The plan will bring together other city projects like the Brickline Greenway, Future64, the MetroLink Green Line, and more, “while establishing new priorities for a safer, more efficient and better-maintained transportation network across the City,” according to the release. 

The key elements in the plan will be public engagement, the development of a safety action plan, future infrastructure priorities and transportation network mapping, according to Jones’ office.

The overarching goals are to create a vision for citywide mobility, plan a mixture of short and long-term mobility projects and to develop improved communication tools with the public to receive transportation updates. In recent years, both people who use public transit and cyclists have been outspoken about the difficulties — and dangers — of navigating St. Louis streets, citing both cuts to public transit and traffic violence.
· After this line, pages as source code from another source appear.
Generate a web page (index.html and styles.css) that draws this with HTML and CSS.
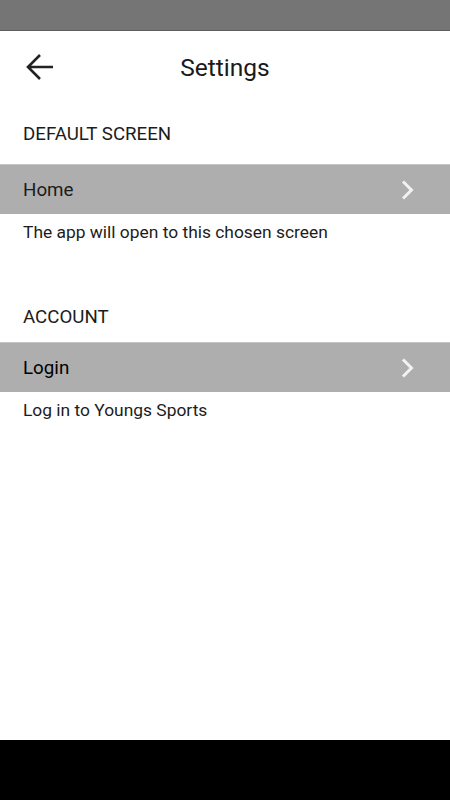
FILE: index.html
```html
<!DOCTYPE html>
<html lang="en">
<head>
    <meta charset="UTF-8">
    <meta name="viewport" content="width=device-width, initial-scale=1.0">
    <title>Settings</title>
    <link rel="stylesheet" href="styles.css">
</head>
<body>
    <div class="screen">
        <div class="status-bar"></div>
        <div class="header">
            <button class="back">
                <svg width="28" height="28" viewBox="0 0 28 28">
                    <path d="M27 14H2M14 2L2 14l12 12" fill="none" stroke="#222" stroke-width="2.6"/>
                </svg>
            </button>
            <h1>Settings</h1>
        </div>

        <div class="section">
            <div class="section-title">DEFAULT SCREEN</div>
            <div class="row">
                <span>Home</span>
                <svg class="chevron" width="16" height="20" viewBox="0 0 16 20">
                    <path d="M3 1.5l8.5 8.5L3 18.5" fill="none" stroke="#f2f2f2" stroke-width="3"/>
                </svg>
            </div>
            <div class="desc">The app will open to this chosen screen</div>
        </div>

        <div class="section">
            <div class="section-title">ACCOUNT</div>
            <div class="row">
                <span class="dark">Login</span>
                <svg class="chevron" width="16" height="20" viewBox="0 0 16 20">
                    <path d="M3 1.5l8.5 8.5L3 18.5" fill="none" stroke="#f2f2f2" stroke-width="3"/>
                </svg>
            </div>
            <div class="desc">Log in to Youngs Sports</div>
        </div>

        <div class="spacer"></div>
        <div class="nav-bar"></div>
    </div>
</body>
</html>
```

FILE: styles.css
```css
body {
    margin: 0;
    font-family: Roboto, "Noto Sans", sans-serif;
    color: #1c1c1c;
    background: #fff;
}
.screen {
    display: flex;
    flex-direction: column;
    height: 800px;
}
.status-bar {
    height: 30px;
    background-color: #757575;
    border-bottom: 1px solid #5e5e5e;
}
.header {
    position: relative;
    height: 73px;
    display: flex;
    align-items: center;
    justify-content: center;
}
.header h1 {
    margin: 0;
    font-size: 24.5px;
    font-weight: 400;
    color: #1a1a1a;
}
.back {
    position: absolute;
    left: 26px;
    top: 22px;
    padding: 0;
    border: none;
    background: none;
    display: flex;
}
.section-title {
    height: 60px;
    display: flex;
    align-items: center;
    padding-left: 23px;
    font-size: 18.7px;
}
.section + .section .section-title {
    height: 50px;
}
.row {
    height: 49px;
    background-color: #aeaeae;
    border-top: 1px solid #c4c4c4;
    display: flex;
    align-items: center;
    justify-content: space-between;
    padding: 0 34px 0 23px;
    font-size: 18.8px;
}
.row .dark {
    color: #000;
}
.chevron {
    display: block;
}
.desc {
    padding: 8px 23px 0;
    height: 70px;
    font-size: 17.4px;
    line-height: 20px;
}
.spacer {
    flex: 1;
}
.nav-bar {
    height: 60px;
    background: #000;
}
```
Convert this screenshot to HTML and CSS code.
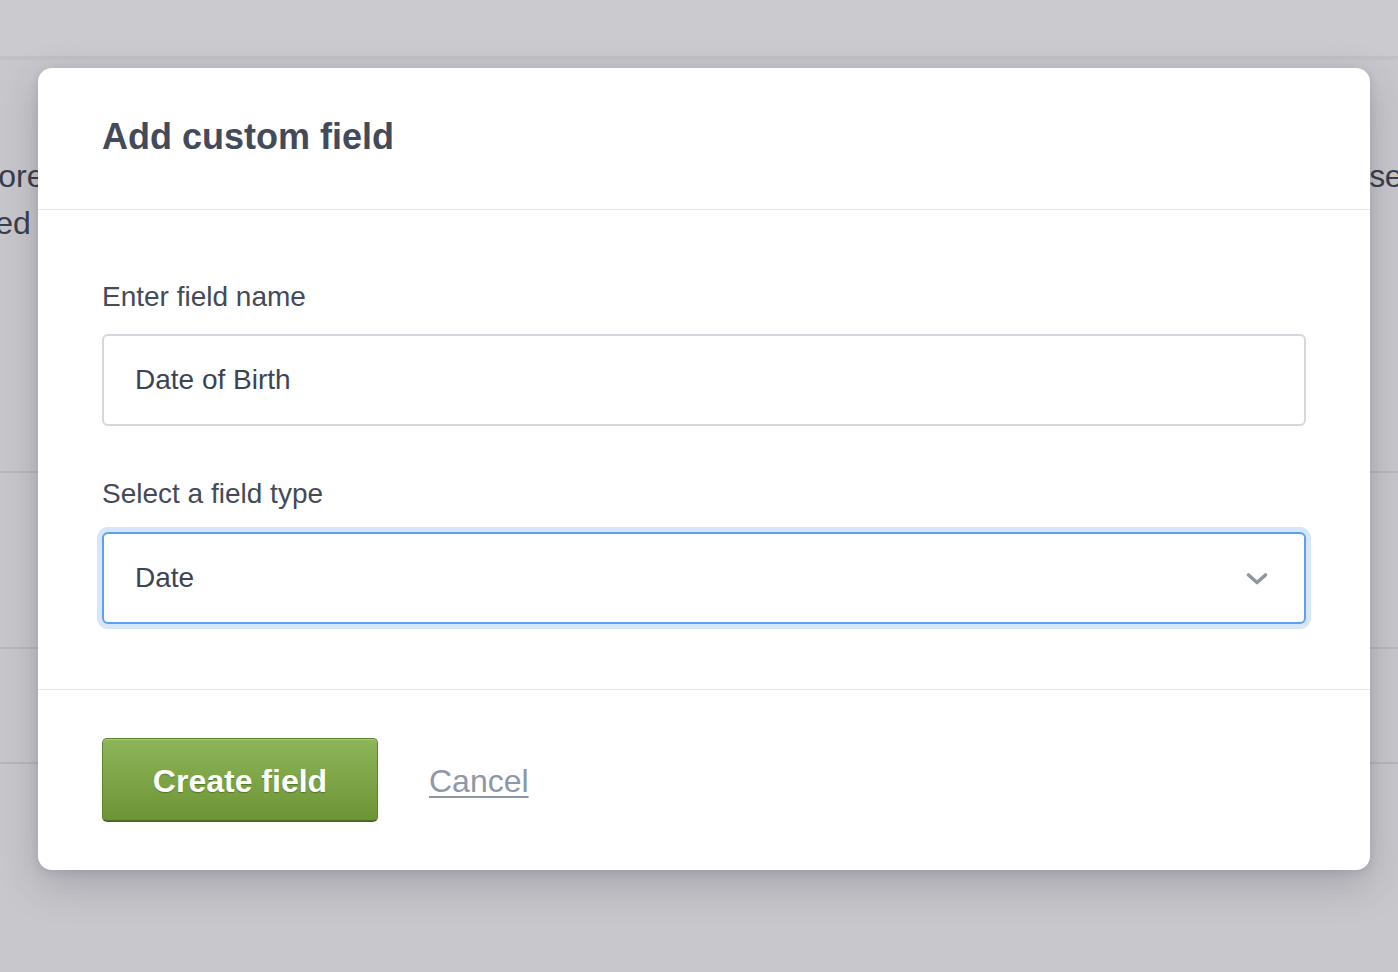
FILE: index.html
```html
<!DOCTYPE html>
<html lang="en">
<head>
<meta charset="utf-8">
<title>Add custom field</title>
<link rel="stylesheet" href="styles.css">
</head>
<body>
<div class="page">
  <div class="topbar"></div>
  <div class="content">
    <div class="intro">
      <p class="bg-text left">Explore</p>
      <p class="bg-text right">segments</p>
    </div>
    <p class="bg-text left second">Saved custom</p>
    <div class="rows">
      <div class="row r1"></div>
      <div class="row r2"></div>
      <div class="row r3"></div>
    </div>
  </div>
</div>

<div class="modal" role="dialog" aria-labelledby="modal-title">
  <div class="modal-header">
    <h1 id="modal-title" class="modal-title">Add custom field</h1>
  </div>
  <div class="modal-body">
    <div class="field">
      <label class="field-label" for="field-name">Enter field name</label>
      <input id="field-name" class="text-input" type="text" value="Date of Birth">
    </div>
    <div class="field field-second">
      <div class="field-label">Select a field type</div>
      <div class="select focused">
        <span class="select-value">Date</span>
        <svg class="chevron" width="24" height="16" viewBox="0 0 24 16" aria-hidden="true">
          <path d="M3.5 4 L12 11.5 L20.5 4" fill="none" stroke="#8e96a5" stroke-width="3.6" stroke-linecap="round" stroke-linejoin="round"/>
        </svg>
      </div>
    </div>
  </div>
  <div class="modal-footer">
    <button class="btn-primary" type="button">Create field</button>
    <a class="link-cancel" href="#">Cancel</a>
  </div>
</div>
</body>
</html>
```

FILE: styles.css
```css
* { box-sizing: border-box; }

html, body {
  margin: 0;
  padding: 0;
}

body {
  width: 1398px;
  height: 972px;
  overflow: hidden;
  background: #c8c7cc;
  font-family: "Liberation Sans", Arial, Helvetica, sans-serif;
  color: #434a58;
  position: relative;
}

.page {
  height: 972px;
  overflow: hidden;
}

.topbar {
  height: 57px;
  background: #cbcacf;
  border-bottom: 1px solid #c1c0c5;
  box-shadow: 0 2px 3px rgba(0, 0, 0, 0.05);
}

.content {
  padding-top: 103px;
}

.intro {
  display: flex;
  justify-content: space-between;
  height: 32px;
}

.bg-text {
  margin: 0;
  font-size: 32px;
  line-height: 32px;
  color: #393e4b;
  white-space: nowrap;
}

.bg-text.left {
  margin-left: -64px;
}

.bg-text.right {
  margin-right: -106px;
  letter-spacing: -0.5px;
}

.bg-text.second {
  margin-top: 15px;
  margin-left: -60px;
}

.rows {
  margin-top: 232px;
}

.row {
  border-top: 2px solid #b9b8be;
}

.r1 { height: 176px; }
.r2 { height: 115px; }
.r3 { height: 100px; }

/* modal */
.modal {
  position: absolute;
  left: 38px;
  top: 68px;
  width: 1332px;
  height: 802px;
  background: #ffffff;
  border-radius: 14px;
  box-shadow: 0 14px 40px rgba(40, 40, 60, 0.22), 0 2px 10px rgba(40, 40, 60, 0.12);
  display: flex;
  flex-direction: column;
}

.modal-header {
  padding: 47px 64px 50px;
  border-bottom: 1px solid #e7e7ec;
}

.modal-title {
  margin: 0;
  font-size: 36px;
  line-height: 44px;
  font-weight: 700;
  color: #434a5a;
}

.modal-body {
  padding: 69px 64px 65px;
}

.field {
  display: flex;
  flex-direction: column;
}

.field-second {
  margin-top: 50px;
}

.field-label {
  font-size: 28px;
  line-height: 36px;
  color: #434a58;
  margin-bottom: 19px;
}

.field-second .field-label {
  margin-bottom: 20px;
}

.text-input {
  width: 100%;
  height: 92px;
  margin: 0;
  border: 2px solid #d4d7dd;
  border-radius: 6px;
  padding: 0 31px;
  font-family: inherit;
  font-size: 28px;
  color: #3c4454;
  background: #ffffff;
  outline: none;
}

.select {
  height: 92px;
  border: 2px solid #5e9ff0;
  border-radius: 6px;
  padding: 0 35px 0 31px;
  display: flex;
  align-items: center;
  justify-content: space-between;
  background: #ffffff;
}

.select.focused {
  box-shadow: 0 0 0 5px #d6e6fb;
}

.select-value {
  font-size: 28px;
  color: #3c4454;
}

.chevron {
  display: block;
  margin-top: 2px;
}

.modal-footer {
  border-top: 1px solid #e7e7ec;
  padding: 48px 64px;
  display: flex;
  align-items: center;
  gap: 51px;
}

.btn-primary {
  width: 276px;
  height: 84px;
  margin: 0;
  padding: 3px 0 0;
  border: 1px solid #5d8530;
  border-bottom-color: #4a6b22;
  border-bottom-width: 2px;
  border-radius: 5px;
  background: linear-gradient(#8db559, #6d9535);
  box-shadow: inset 0 1px 0 rgba(255, 255, 255, 0.25);
  color: #ffffff;
  font-family: inherit;
  font-size: 32px;
  font-weight: 700;
  text-shadow: 0 1px 1px rgba(40, 60, 10, 0.45);
  cursor: pointer;
}

.link-cancel {
  font-size: 32px;
  color: #8e97a9;
  text-decoration: underline;
  text-decoration-thickness: 2px;
  text-underline-offset: 4px;
  margin-top: 2px;
}
```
To garner public input and participation for the plan, Jones’ office said there will be community meetings, focus groups and a survey for residents to share their concerns. The city will also be establishing a Community Advisory Committee. Those interested in learning more should check out at tmp-stl.com/

“Everyone deserves to feel safe when getting around St. Louis, whether they’re driving, biking, walking or taking public transit,” Jones said in a news release. “Creating a comprehensive transportation and mobility plan allows us to make intentional and strategic investments so that moving around St. Louis for jobs, education, and entertainment becomes easier, safer and more enjoyable.”